What cleaners do you use with them? Do they wash out good?
Thanks.


----------



## johnr (Jun 13, 2008)

from a friends recomendation, i bought a bore snake for each of my pistols, a mosquito and FNP9. this is a great quick clean for the barrel after a range visit. My friend uses a foaming bore cleaner that is suppose to loosen copper and lead deposits left in the barrel. After a few minitues, i run the bore snake thru the barrel to remove residual cleaner. 

this does not remove the GSR from the slide, mag and trigger area, so i clean reguarly (but not after each range visit)

the foaming cleaner will corode any jacketed rounds left in the chamber during storage. be sure to run the bore snake several times if you are keeping a round in the chamber.

i use the (forget the name) mil spec clean and lube for general cleaning and before prolonged storage.

YMMV

John


----------



## DrSharkey (Dec 23, 2008)

I've been using a bore snake along with G96 CLR to clean my 22LR Buckmark. So far, the barrel seems pretty dad-gum clean afterward. I do run the snake thru about 5 or 6 times, just to be safe.

As for washing the snake, just be sure to do it with really soapy water, rinse it well, and let it dry completely before reusing.


----------



## tom4018 (Dec 6, 2008)

DrSharkey said:


> I've been using a bore snake along with G96 CLR to clean my 22LR Buckmark. So far, the barrel seems pretty dad-gum clean afterward. I do run the snake thru about 5 or 6 times, just to be safe.
> 
> As for washing the snake, just be sure to do it with really soapy water, rinse it well, and let it dry completely before reusing.
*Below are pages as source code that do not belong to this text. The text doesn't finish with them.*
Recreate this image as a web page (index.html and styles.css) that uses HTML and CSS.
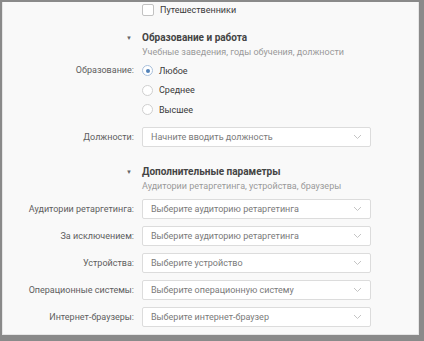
FILE: index.html
```html
<!DOCTYPE html>
<html lang="ru">
<head>
    <meta charset="UTF-8">
    <title>Параметры аудитории</title>
    <link rel="stylesheet" href="styles.css">
</head>
<body>
    <div class="frame">
        <div class="panel">
            <!-- Интересы (хвост предыдущего блока) -->
            <div class="row check-row">
                <div class="label"></div>
                <label class="check"><span class="box"></span>Путешественники</label>
            </div>

            <!-- Образование и работа -->
            <div class="row section-head">
                <div class="label"><span class="arrow">&#9660;</span></div>
                <div>
                    <div class="title">Образование и работа</div>
                    <div class="subtitle">Учебные заведения, годы обучения, должности</div>
                </div>
            </div>

            <div class="row radios">
                <div class="label">Образование:</div>
                <div>
                    <label class="radio checked"><span class="dot"></span>Любое</label>
                    <label class="radio"><span class="dot"></span>Среднее</label>
                    <label class="radio"><span class="dot"></span>Высшее</label>
                </div>
            </div>

            <div class="row field first-field">
                <div class="label">Должности:</div>
                <div class="select">Начните вводить должность
                    <svg class="chevron" width="9" height="6" viewBox="0 0 9 6"><path d="M1 1l3.5 3.5L8 1" fill="none" stroke="#c4c4c4" stroke-width="1"/></svg>
                </div>
            </div>

            <!-- Дополнительные параметры -->
            <div class="row section-head second">
                <div class="label"><span class="arrow">&#9660;</span></div>
                <div>
                    <div class="title">Дополнительные параметры</div>
                    <div class="subtitle">Аудитории ретаргетинга, устройства, браузеры</div>
                </div>
            </div>

            <div class="fields">
                <div class="row field">
                    <div class="label">Аудитории ретаргетинга:</div>
                    <div class="select">Выберите аудиторию ретаргетинга
                        <svg class="chevron" width="9" height="6" viewBox="0 0 9 6"><path d="M1 1l3.5 3.5L8 1" fill="none" stroke="#c4c4c4" stroke-width="1"/></svg>
                    </div>
                </div>
                <div class="row field">
                    <div class="label">За исключением:</div>
                    <div class="select">Выберите аудиторию ретаргетинга
                        <svg class="chevron" width="9" height="6" viewBox="0 0 9 6"><path d="M1 1l3.5 3.5L8 1" fill="none" stroke="#c4c4c4" stroke-width="1"/></svg>
                    </div>
                </div>
                <div class="row field">
                    <div class="label">Устройства:</div>
                    <div class="select">Выберите устройство
                        <svg class="chevron" width="9" height="6" viewBox="0 0 9 6"><path d="M1 1l3.5 3.5L8 1" fill="none" stroke="#c4c4c4" stroke-width="1"/></svg>
                    </div>
                </div>
                <div class="row field">
                    <div class="label">Операционные системы:</div>
                    <div class="select">Выберите операционную систему
                        <svg class="chevron" width="9" height="6" viewBox="0 0 9 6"><path d="M1 1l3.5 3.5L8 1" fill="none" stroke="#c4c4c4" stroke-width="1"/></svg>
                    </div>
                </div>
                <div class="row field">
                    <div class="label">Интернет-браузеры:</div>
                    <div class="select">Выберите интернет-браузер
                        <svg class="chevron" width="9" height="6" viewBox="0 0 9 6"><path d="M1 1l3.5 3.5L8 1" fill="none" stroke="#c4c4c4" stroke-width="1"/></svg>
                    </div>
                </div>
            </div>
        </div>
    </div>
</body>
</html>
```

FILE: styles.css
```css
:root {
    --frame-color: #8a8a8a;
    --panel-color: #f9f9f9;
    --text-color: #3a3a3a;
    --label-color: #5e5e5e;
    --muted-color: #9a9a9a;
    --border-color: #dcdcdc;
    --blue: #5181b8;
}

html, body {
    margin: 0;
    height: 100%;
}

body {
    font-family: Roboto, Arial, sans-serif;
    font-size: 9px;
    color: var(--text-color);
    background-color: var(--frame-color);
    overflow: hidden;
}

.frame {
    padding: 2px 5px 6px 2px;
    height: 100%;
    box-sizing: border-box;
}

.panel {
    height: 100%;
    box-sizing: border-box;
    background-color: var(--panel-color);
    border: 1px solid #e6e6e6;
    border-top: none;
}

.row {
    display: grid;
    grid-template-columns: 131px 229px;
    column-gap: 8px;
    white-space: nowrap;
}

.label {
    text-align: right;
    color: var(--label-color);
}

.check-row {
    height: 16px;
    line-height: 16px;
}

.check {
    display: flex;
    align-items: center;
    gap: 6px;
    color: var(--text-color);
}

.check .box {
    width: 10px;
    height: 10px;
    border: 1px solid #c2c2c2;
    border-radius: 2px;
    background-color: white;
}

.section-head {
    margin-top: 13px;
    line-height: 14px;
}

.section-head.second {
    margin-top: 18px;
}

.arrow {
    font-size: 6px;
    color: #666;
    margin-right: 2px;
    vertical-align: 1px;
}

.title {
    font-weight: bold;
    font-size: 10px;
    color: #444;
}

.subtitle {
    color: var(--muted-color);
}

.radios {
    margin-top: 2px;
}

.radios .label {
    line-height: 19.5px;
}

.radio {
    display: flex;
    align-items: center;
    gap: 6px;
    height: 19.5px;
    color: var(--text-color);
}

.radio .dot {
    width: 9px;
    height: 9px;
    border: 1px solid #cfcfcf;
    border-radius: 50%;
    background-color: white;
    position: relative;
}

.radio.checked .dot {
    border-color: #a9c0dc;
}

.radio.checked .dot::after {
    content: "";
    position: absolute;
    left: 2.5px;
    top: 2.5px;
    width: 4px;
    height: 4px;
    border-radius: 50%;
    background-color: var(--blue);
}

.field {
    line-height: 20px;
}

.first-field {
    margin-top: 7.5px;
}

.fields {
    margin-top: 6px;
    display: flex;
    flex-direction: column;
    gap: 7px;
}

.select {
    height: 20px;
    box-sizing: border-box;
    border: 1px solid var(--border-color);
    border-radius: 2px;
    background-color: white;
    color: #7a7a7a;
    padding: 0 8px;
    line-height: 18px;
    display: flex;
    align-items: center;
    justify-content: space-between;
}

.chevron {
    flex-shrink: 0;
}
```
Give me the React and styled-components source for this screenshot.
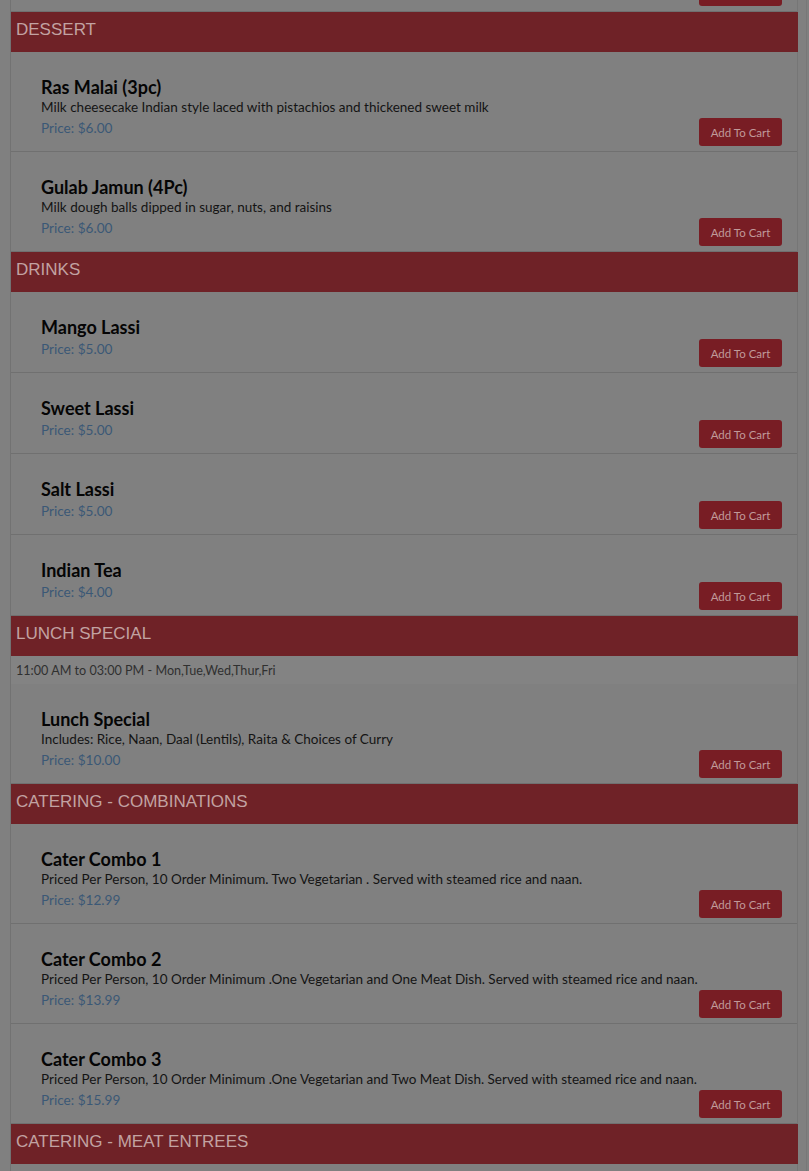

Thanks, a Buckmark and my rifles is what I was considering one for. Thought they would be better than an old rod cleaner and you could go from the breech end with the bore snake.


----------



## DevilsJohnson (Oct 21, 2007)

I use them to clean out a barrel if rounds look to be a little squirrely. I mostly use things like that in my bigger bore guns just because there's more powder making a mess of things but I'm sure they work just as well in small bore firearms. 

I never gave it any thought with a 22. I might have to look into that.:smt033


----------



## Gregg1LE (Jan 5, 2009)

I have a boresnake for my 12 guage and one for my .38 and 9mm. They work very well. As for cleaning in a washer, use a protective wash bag to put it in.


----------



## WVleo (Jan 25, 2009)

Hi, I use a home made type of pull-threw to swipe the barrel clean of whatever I am shooting that day. I make it out of some weed wacker string ( The thick dia. type ) and use it to pull a patch threw my barrel. Just sharpen one end and use a bic lighter to " melt a blob " on the other end . I don't like the idea of pulling a dirty bore snake which could be embedded with particles threw my barrels . I am sure there is no problem in using them, just a quirk of Mine I guess. .....WVleo


----------